In 1964 U. S. – backed government forces “bombed Marquetalia, El Pato, Riochiquito and Guayabero in order to eradicate the tiny guerrilla force. That led to a change in strategy and the movement was converted into a political and military guerrilla force. It based its action on guerrilla warfare, yet all the while they were proposing dialogue and peace.”
Lozano recalls peace efforts in the 1980’s when the FARC launched the ill-fated Patriotic Union electoral coalition. Indeed, “the genocide of the Patriot Union generated distrust on the part of the insurgency, inasmuch as violence from those in power caused this horrible annihilation of an entire political organization.”
When the PCC and FARC were one
Lozano’s sympathetic view of the FARC’s beginnings harks back to the time when the PCC and the FARC were part of the same revolutionary movement. Central Committee member Jacobo Arenas arrived in Marquetalia in April 1964. Until his death in 1990, Arenas remained at the side of FARC leader Manuel Marulanda as a leader and advisor. Arenas edited the “Agrarian Program of the Guerrillas,” which appeared just weeks after the attack on Marquetalia and proclaimed their shift to active insurgency.
“We are revolutionaries who fight for a change in regime,” the document said. We are “obliged by circumstances noted here to adopt a way to change other than the peaceful route, specifically, the armed revolutionary route of struggle for power … realization of this Program will depend on a worker-peasant alliance .”
On his way to the FARC’s “Constitutive Conference” in 1966, Arenas reported on the FARC to the 10th Congress of the PCC. He told delegates that, “This congress is important for taking place when the armed resistance movement is growing, at a time when important guerrilla units are waiting upon the communists’ Congress – which is their Congress – for new formulations on armed struggle … They will lead to new successes … and to growing prestige of Marxist Leninist ideas, of revolution, and of communism.” (1)
By endorsing the PCC’s previously articulated strategy of “combination of all forms of mass struggle,” the 10th Congress signaled support for the FARC. Gilberto Vieira, the Party’s secretary general at the time, recalled in 1991 that, “The Colombian people created the combination of all forms of mass struggle when at the end of the 1940’s they confronted the terrible policies of blood and fire from the reactionary governments of the time. That’s why the important form of struggle of invincible guerrilla resistance against tyrants in the Colombian homeland burst forth, created by popular forces – but at the side of mass struggles in the cities.” (2)
Reminiscing in 1995, Vieira adds that, “The model that Conservative Party governments implemented in that era is still in force.
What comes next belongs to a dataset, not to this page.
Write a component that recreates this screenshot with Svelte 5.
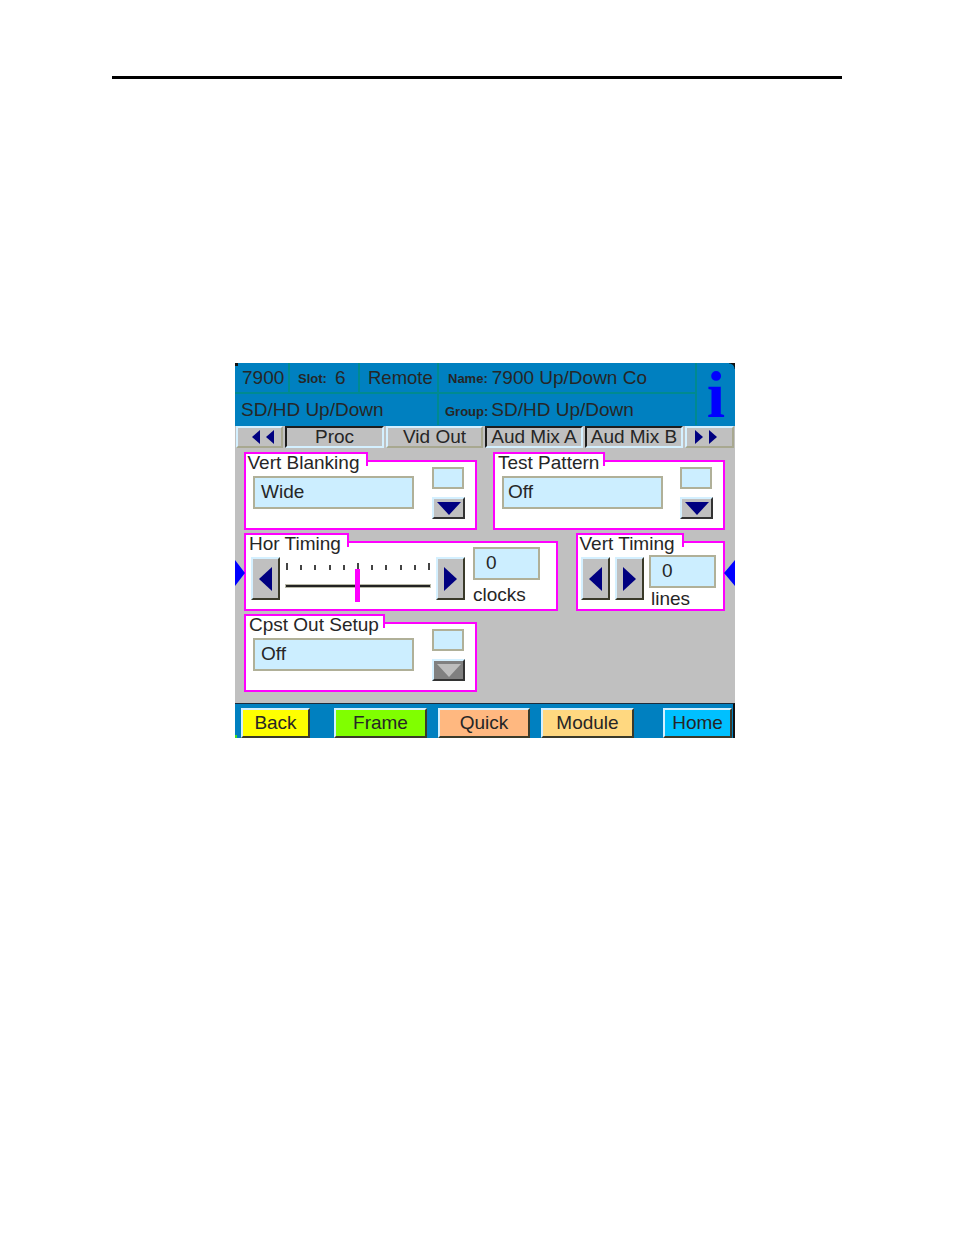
<script lang="ts">
  const tabs = [
    { label: 'Proc', sel: true, w: 99 },
    { label: 'Vid Out', sel: false, w: 97 },
    { label: 'Aud Mix A', sel: true, w: 98 },
    { label: 'Aud Mix B', sel: true, w: 98 },
  ];
  const navButtons = [
    { label: 'Back', color: '#ffff00', w: 69, gap: 24 },
    { label: 'Frame', color: '#80ff00', w: 93, gap: 11 },
    { label: 'Quick', color: '#ffb880', w: 92, gap: 11 },
    { label: 'Module', color: '#ffd880', w: 93, gap: 29 },
    { label: 'Home', color: '#00c0ff', w: 69, gap: 0 },
  ];
  const ticks = Array.from({ length: 11 }, (_, i) => i);
</script>

{#snippet arrowLeft()}
  <svg width="13" height="24" viewBox="0 0 13 24"><polygon points="13,0 13,24 0,12" fill="#000080"/></svg>
{/snippet}
{#snippet arrowRight()}
  <svg width="13" height="24" viewBox="0 0 13 24"><polygon points="0,0 0,24 13,12" fill="#000080"/></svg>
{/snippet}
{#snippet dropdown(off = false)}
  <div class="drop" class:drop--off={off}>
    <svg width="24" height="13" viewBox="0 0 24 13"><polygon points="0,0 24,0 12,13" fill={off ? '#bdbdbd' : '#000080'}/></svg>
  </div>
{/snippet}
{#snippet doubleArrow(right = false)}
  <svg width="24" height="14" viewBox="0 0 24 14" fill="#000080">
    {#if right}
      <polygon points="1,0 1,14 9,7"/><polygon points="15,0 15,14 23,7"/>
    {:else}
      <polygon points="9,0 9,14 1,7"/><polygon points="23,0 23,14 15,7"/>
    {/if}
  </svg>
{/snippet}

<div class="page">
  <div class="rule"></div>

  <div class="screen">
    <div class="head">
      <div class="cell">7900</div>
      <div class="cell cell--slot"><span class="tiny slot">Slot:</span><span>6</span></div>
      <div class="cell cell--remote">Remote</div>
      <div class="cell cell--name"><span class="tiny name">Name:</span><span>7900 Up/Down Co</span></div>
      <div class="cell cell--info">i</div>
      <div class="cell cell--wide">SD/HD Up/Down</div>
      <div class="cell cell--group"><span class="tiny group">Group:</span><span>SD/HD Up/Down</span></div>
    </div>

    <div class="tabs">
      <div class="tab tab--arrow">{@render doubleArrow()}</div>
      {#each tabs as t}
        <div class="tab" class:tab--sel={t.sel} style="width:{t.w}px">{t.label}</div>
      {/each}
      <div class="tab tab--end">{@render doubleArrow(true)}</div>
    </div>

    <div class="body">
      <div class="row row--top">
        <section class="panel panel--select">
          <div class="legend legend--v">Vert Blanking</div>
          <div class="field field--long">Wide</div>
          <div class="side">
            <div class="mini"></div>
            {@render dropdown()}
          </div>
        </section>
        <section class="panel panel--select panel--narrow">
          <div class="legend legend--short">Test Pattern</div>
          <div class="field field--long">Off</div>
          <div class="side">
            <div class="mini"></div>
            {@render dropdown()}
          </div>
        </section>
      </div>

      <div class="row row--mid">
        <section class="panel panel--hor">
          <div class="legend">Hor Timing</div>
          <div class="step">{@render arrowLeft()}</div>
          <div class="slider">
            <div class="ticks">
              {#each ticks as i}
                <span class="tick" class:tick--tall={i === 0 || i === 5 || i === 10}></span>
              {/each}
            </div>
            <div class="track"></div>
            <div class="thumb"></div>
          </div>
          <div class="step">{@render arrowRight()}</div>
          <div class="readout">
            <div class="field field--num">0</div>
            <div class="unit">clocks</div>
          </div>
        </section>
        <section class="panel panel--vert">
          <div class="legend legend--v">Vert Timing</div>
          <div class="step">{@render arrowLeft()}</div>
          <div class="step">{@render arrowRight()}</div>
          <div class="readout readout--low">
            <div class="field field--num">0</div>
            <div class="unit">lines</div>
          </div>
        </section>
      </div>

      <div class="row">
        <section class="panel panel--select">
          <div class="legend legend--short">Cpst Out Setup</div>
          <div class="field field--long">Off</div>
          <div class="side">
            <div class="mini"></div>
            {@render dropdown(true)}
          </div>
        </section>
      </div>

      <div class="edge edge--l"></div>
      <div class="edge edge--r"></div>
    </div>

    <div class="nav">
      {#each navButtons as b}
        <div class="navbtn" style="width:{b.w}px;margin-right:{b.gap}px;background:{b.color}">{b.label}</div>
      {/each}
    </div>
  </div>
</div>

<style>
  :global(body) {
    margin: 0;
    background: #fff;
    font-family: "Liberation Sans", Arial, sans-serif;
  }

  .page {
    width: 954px; height: 1235px;
    padding-top: 76px;
    box-sizing: border-box;
    overflow: hidden;
    color: #262626;
    font-size: 19px;
  }
  .rule { height: 3px; margin: 0 112px; background: #000; }

  .screen {
    position: relative;
    display: flex; flex-direction: column;
    width: 500px; height: 375px;
    margin: 284px 0 0 235px;
    background: #0080c0;
  }
  /* stray corner pixels of the panel */
  .screen::before {
    content: ""; position: absolute; left: 0; top: 0;
    width: 3px; height: 3px;
    background: #111;
  }
  .screen::after {
    content: ""; position: absolute; right: 0; top: 0;
    width: 6px; height: 6px;
    background: radial-gradient(circle at 0 100%, transparent 5px, #111 6px);
  }

  /* Header */
  .head {
    display: grid;
    grid-template-columns: 55px 70px 79px 258px 38px;
    grid-template-rows: 31px 31px;
    flex-shrink: 0;
  }
  .cell {
    display: flex; align-items: center;
    padding: 0 0 0 7px;
    box-sizing: border-box;
    border-right: 2px solid #008a90;
    border-bottom: 2px solid #008a90;
    white-space: nowrap;
  }
  .cell--slot   { padding-left: 8px; }
  .cell--remote { padding-left: 8px; font-size: 18.5px; }
  .cell--name   { padding-left: 9px; }
  .cell--info {
    grid-column: 5; grid-row: 1 / span 2;
    justify-content: center;
    padding: 2px 0 0;
    border: none;
    color: #0000ff;
    font-family: "Liberation Serif", serif;
    font-size: 66px; font-weight: 700; line-height: 1;
  }
  .cell--wide {
    grid-column: 1 / span 3;
    padding-left: 6px;
    border-bottom: none;
  }
  .cell--group { padding-left: 6px; border-bottom: none; }
  .tiny { font-size: 13px; font-weight: 700; }
  .slot  { margin: 2px 8px 0 0; }
  .name  { margin: 2px 4px 0 0; }
  .group { margin: 4px 3px 0 0; }

  /* Tabs */
  .tabs {
    display: flex; gap: 2px;
    height: 23px; padding-left: 1px;
    background: #c0c0c0 linear-gradient(#0080c0 0 1px, transparent 1px);
    flex-shrink: 0;
  }
  .tab {
    display: flex; align-items: center; justify-content: center;
    box-sizing: border-box;
    height: 22px; margin-top: 1px;
    border: 2px solid;
    border-color: #d4f0ff #a8a890 #a8a890 #d4f0ff;
    background: #c0c0c0;
    white-space: nowrap;
  }
  .tab--sel { border-color: #1c1c1c #d4f0ff #d4f0ff #1c1c1c; }
  .tab--arrow { width: 47px; padding-left: 6px; }
  .tab--end { width: 49px; padding-right: 8px; }

  /* Main area */
  .body {
    position: relative;
    display: flex; flex-direction: column; gap: 11px;
    height: 255px;
    box-sizing: border-box;
    padding: 12px 0 0 9px;
    background: #c0c0c0;
    flex-shrink: 0;
  }
  .row { display: flex; }
  .row--top { gap: 16px; }
  .row--mid { gap: 18px; }

  .panel {
    position: relative;
    display: flex; align-items: flex-start;
    box-sizing: border-box;
    height: 70px;
    border: 2px solid #ff00ff;
    background: #fff;
  }
  .panel--select { width: 233px; padding-left: 7px; }
  .panel--narrow { width: 232px; }
  .panel--narrow .field { padding-left: 4px; }
  .panel--narrow .side { margin-left: 17px; }
  .panel--hor  { width: 314px; padding: 14px 0 0 5px; }
  .panel--vert { width: 149px; padding: 14px 0 0 3px; gap: 5px; }

  .legend {
    position: absolute; left: -2px; top: -10px;
    height: 12px;
    padding: 0 6px 0 3px;
    border: 2px solid #ff00ff; border-bottom: none;
    background: #fff;
    line-height: 18px;
    white-space: nowrap;
  }
  .legend--v { padding: 0 7px 0 1.5px; }
  .legend--short { padding-right: 4px; }

  .field {
    box-sizing: border-box;
    border: 2px solid #b0b098;
    background: #cceeff;
    line-height: 28px;
  }
  .field--long { width: 161px; height: 33px; margin-top: 14px; padding-left: 6px; }
  .field--num  { width: 67px; height: 33px; padding-left: 11px; }

  .side {
    display: flex; flex-direction: column; gap: 8px;
    margin: 5px 0 0 18px;
  }
  .mini {
    box-sizing: border-box;
    width: 32px; height: 22px;
    border: 2px solid #b0b098;
    background: #cceeff;
  }
  .drop {
    display: flex; align-items: center; justify-content: center;
    box-sizing: border-box;
    width: 33px; height: 22px;
    border: 2px solid;
    border-color: #d4f0ff #333 #333 #d4f0ff;
    background: #c0c0c0;
  }
  .drop--off { background: #808080; }

  .step {
    display: flex; align-items: center; justify-content: center;
    box-sizing: border-box;
    flex-shrink: 0;
    width: 29px; height: 43px;
    border: 2px solid;
    border-color: #d4f0ff #3a3a2a #3a3a2a #d4f0ff;
    background: #c0c0c0;
  }

  .slider {
    position: relative;
    width: 144px; height: 43px;
    margin: 0 6px 0 6px;
  }
  .ticks { display: flex; justify-content: space-between; align-items: flex-end; height: 13px; }
  .tick { width: 2px; height: 5px; background: #444; }
  .tick--tall { height: 7px; }
  .track {
    height: 2px; margin-top: 15px;
    background: #222;
    box-shadow: 0 0 0 1px #b8b8a8;
  }
  .thumb {
    position: absolute; left: 69px; top: 12px;
    width: 5px; height: 33px;
    background: #ff00ff;
  }

  .readout { margin: -10px 0 0 8px; }
  .readout--low { margin: -2px 0 0; }
  .unit { line-height: 21px; margin-top: 4px; }
  .readout--low .unit { margin: 0 0 0 2px; }

  .edge {
    position: absolute; top: 112px;
    width: 0; height: 0;
    border-top: 13px solid transparent;
    border-bottom: 13px solid transparent;
  }
  .edge--l { left: 0; border-left: 10px solid #0000ff; }
  .edge--r { right: 0; border-right: 11px solid #0000ff; }

  /* Bottom bar */
  .nav {
    position: relative;
    display: flex; align-items: flex-start;
    flex: 1;
    padding: 4px 0 0 6px;
    border-top: 1px solid #1c2c3c;
    border-right: 2px solid #111;
  }
  .nav::after {
    content: ""; position: absolute; left: 0; bottom: 0;
    width: 2px; height: 3px;
    background: #40e020;
  }
  .navbtn {
    display: flex; align-items: center; justify-content: center;
    box-sizing: border-box;
    height: 30px;
    border: 2px solid;
    border-color: #d4f0ff #3a3a2a #3a3a2a #d4f0ff;
    flex-shrink: 0;
  }
</style>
Therefore, struggle for democracy and for democratic liberties is today very important for the Communist Party. I emphasize that because the Colombian people’s resistance against reactionary, militaristic dictatorship had its highest expression in the upsurge of the guerrilla movement that continues in Colombia and is stronger than ever. This is the truth.” (3)
Yet by 1993 the FARC had separated from the PCC. At its Eighth Conference, held that year, the FARC opted for developing a military force capable of striking government targets of “high strategic value.” The insurgency decided also to “urbanize armed conflict” by surrounding cities and forming urban militias. And henceforth, decision making on war and politics would be in “the hands of the FARC” and removed from the PCC.
Unity then and now
Carlos Lozano’s remarks on the origins of the FARC’s armed struggle and on historical realities of that time reflect warm feelings for an era of unified struggle. Communication of that viewpoint prompts speculation here that in his interview Lozano was offering advice on current lines of action. If his purpose had been merely to comment upon the peace talks, it seems unlikely he would have taken on the vexed issue of armed struggle, unless he had another agenda in mind.
The PCC seems to have arranged for Lozano’s interview. (4) It appeared on the web sites of the Party and of Voz, the Party’s weekly newspaper, and a nameless interviewer asked the questions. And because Lozano’s widely respected views rarely circulate these days – he is being treated for a serious illness – their presentation now was a special occasion.
Lozano may have been preparing the way for resumption of PCC-FARC collaboration. The context is telling: as Lozano sees it, there is no certainty that the talks in Cuba will lead to peace with social justice. But the need is great for mass mobilization in favor of such an outcome. Hence the PCC works to build the so-called “Broad Front for Peace,” supports the Patriotic March social and political coalition, and helped revive the Patriotic Union.
If the peace talks do conclude successfully from the PCC and FARC viewpoints, FARC veterans surely will be contributing to such a mass movement and necessarily will become PCC allies. But if the negotiations fail, the need for building a people’s mobilization hardly disappears, and members of the FARC, one imagines, would be part of a political movement emerging from those circumstances. Throughout the period of negotiations, FARC spokespersons have been calling for mass organization in Colombia.
Ultimately the issue at hand is unity, that battle cry heard at every turn in the saga of communist organizing. Revived unity now would underscore its earlier role in building one of the world’s few revolutionary communist movements still fighting for power, and one of the largest and most durable ones. More importantly, it would bear significantly on the future evolution of that struggle.